The effects of promoters on the sulfur resistance of NOx storage/reduction catalysts: A density functional theory investigation


Tezin Türü: Yüksek Lisans

Tezin Yürütüldüğü Kurum: Orta Doğu Teknik Üniversitesi, Fen Edebiyat Fakültesi, Fizik Bölümü, Türkiye

Tezin Onay Tarihi: 2011

Öğrenci: RUKAN KOŞAK

Danışman: HANDE TOFFOLİ

Özet:

High fossil fuel consumption in transportation and industry results in an increase of the emission of green-house gases. To preserve clean air, new strategies are required. The main intention is to decrease the amount of CO2 emission by using lean-burn engines while increasing the combustion efficiency and decreasing the fuel consumption. However, the lean-burn engines have high air-to-fuel ratio which complicates the reduction of the oxides of nitrogen, NOx . The emission of these highly noxious pollutants, NOx , breeds both environmental and health problems. Thus, new catalytic strategies have been steadily developed. One of these strategies is the NOx storage and reduction (NSR) catalysts.
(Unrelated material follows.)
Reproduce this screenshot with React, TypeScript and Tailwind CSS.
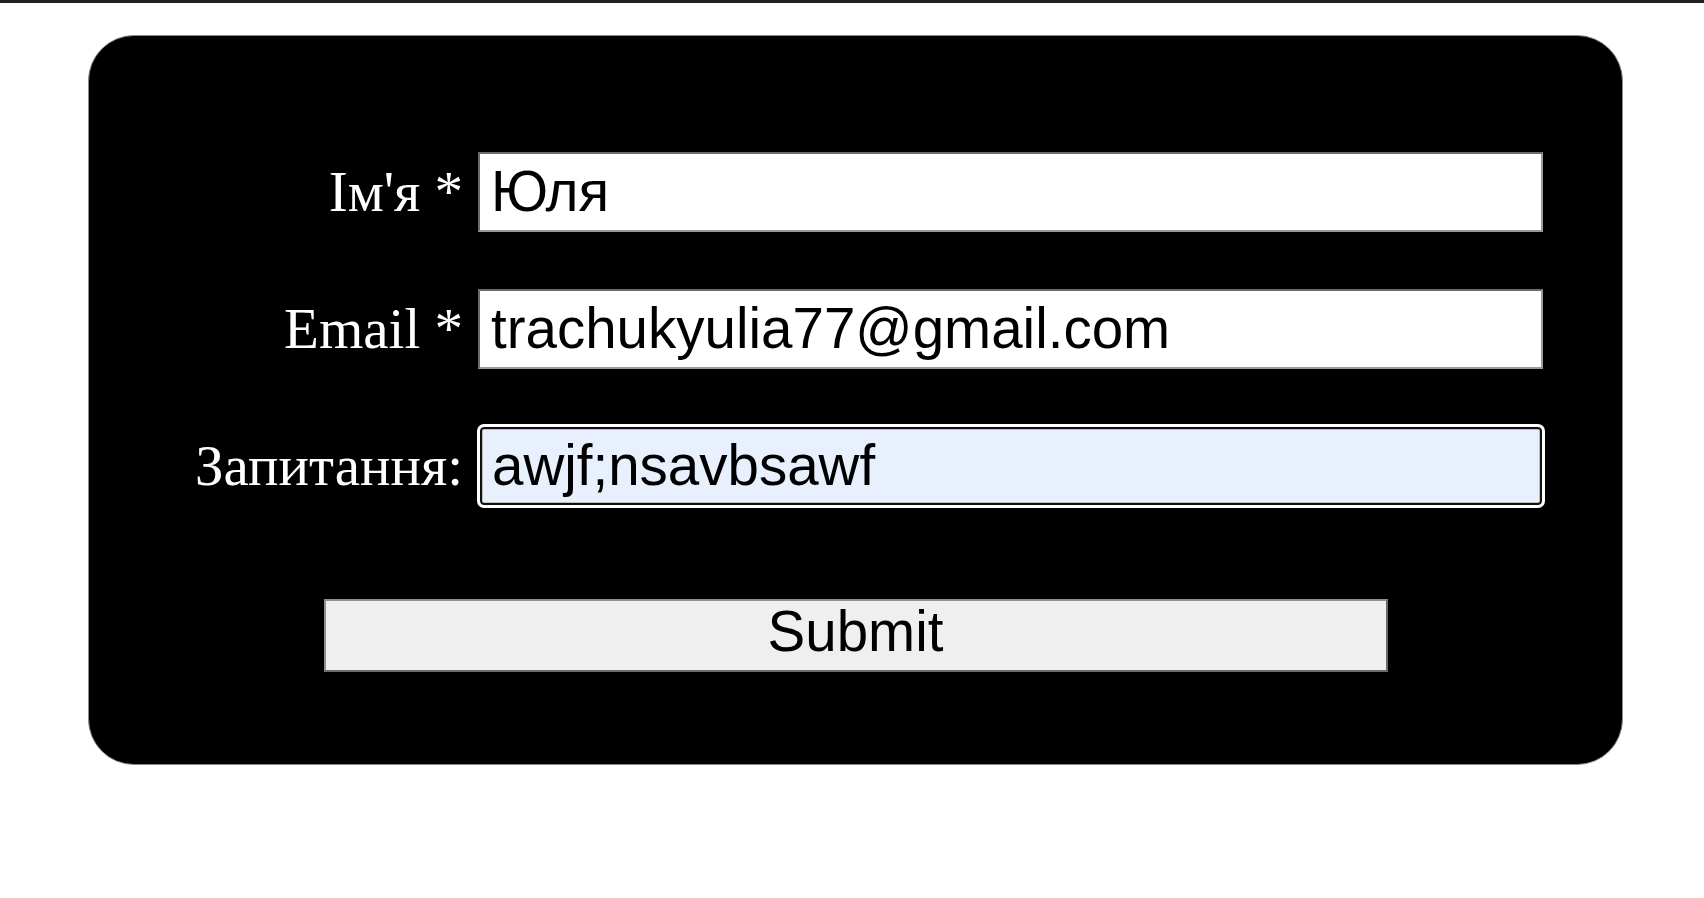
import React from "react";

export default function App() {
  const labelCls =
    "w-[389px] shrink-0 text-right text-white text-[57px] leading-none pr-[15px]";
  const serif = { fontFamily: '"Liberation Serif", "Times New Roman", serif' };
  const sans = { fontFamily: '"Liberation Sans", Arial, sans-serif' };
  return (
    <div className="w-full h-[898px] bg-white overflow-hidden">
      <div className="h-[3px] bg-[#202124]" />
      <div className="ml-[88px] mt-[32px] w-[1535px] h-[730px] bg-black rounded-[46px] border border-[#8a8a8a] flex flex-col">
        <form className="flex flex-col" onSubmit={(e) => e.preventDefault()}>
          <div className="flex items-baseline mt-[116px]">
            <label className={labelCls} style={serif}>
              Ім'я *
            </label>
            <input
              type="text"
              defaultValue="Юля"
              className="w-[1065px] h-[80px] bg-white text-black text-[56.5px] border-2 border-t-[#6b6b6b] border-l-[#6b6b6b] border-r-[#9a9a9a] border-b-[#9a9a9a] px-[11px] outline-none"
              style={sans}
            />
          </div>
          <div className="flex items-baseline mt-[57px]">
            <label className={labelCls} style={serif}>
              Email *
            </label>
            <input
              type="text"
              defaultValue="trachukyulia77@gmail.com"
              className="w-[1065px] h-[80px] bg-white text-black text-[56.5px] border-2 border-t-[#6b6b6b] border-l-[#6b6b6b] border-r-[#9a9a9a] border-b-[#9a9a9a] px-[11px] outline-none"
              style={sans}
            />
          </div>
          <div className="flex items-baseline mt-[55px]">
            <label className={labelCls} style={serif}>
              Запитання:
            </label>
            <input
              type="text"
              defaultValue="awjf;nsavbsawf"
              className="ml-[-1px] w-[1068px] h-[84px] bg-[#e8f0fe] text-black text-[56.5px] rounded-[7px] border-[3px] border-white px-[12px] outline-none shadow-[inset_0_0_0_2px_#101010,inset_0_0_0_3px_#bdbdbd]"
              style={sans}
            />
          </div>
          <button
            type="submit"
            className="mx-auto mt-[91px] w-[1064px] h-[73px] bg-[#efefef] text-black text-[56.5px] leading-none pb-[6px] border-2 border-t-[#8f8f8f] border-l-[#8f8f8f] border-r-[#6b6b6b] border-b-[#6b6b6b]"
            style={sans}
          >
            Submit
          </button>
        </form>
      </div>
    </div>
  );
}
Since the reduction of the NOx under excess oxygen condition is very difficult, the NSR catalysts store the NOx until the end of the lean phase that is subsequently alternated with the rich-fuel phase during which the trapped NOx is released and reduced. To develop NSR technology, different storage materials, the coverage of these metals/metal-oxides, support materials, precious metals, temperature, etc. have been widely investigated. In this thesis, the (100) surface of BaO with dopants (K, Na, Ca and La), (100) and (110) surfaces of Li2O, Na2O and K2O are investigated as storage materials. In addition, alkali metal (Li, Na and K) loaded (001) surface of TiO2 (titania) anatase is investigated as a support material for the NOx storage and reduction catalysts. The main aim is to increase the sulfur resistance. The introduction of the dopants on the BaO (100) surface has increased the stability of the NO2 . The combination of local lattice strain and different oxidation state, which is obtained by the La doped BaO (100) surface, benefit both NO2 adsorption performance and sulfur tolerance. The binding energies of NO2 adsorption configurations over the alkali metal oxide (100) and (110) surfaces were higher than the binding energies of SO2 adsorption configurations. The stability of all of NO2 adsorption geometries on the alkali metal-loaded TiO2 (001) surface were higher than the stability of SO2 adsorption geometries. Increasing basicity enhanced the adsorption of NO2 molecule.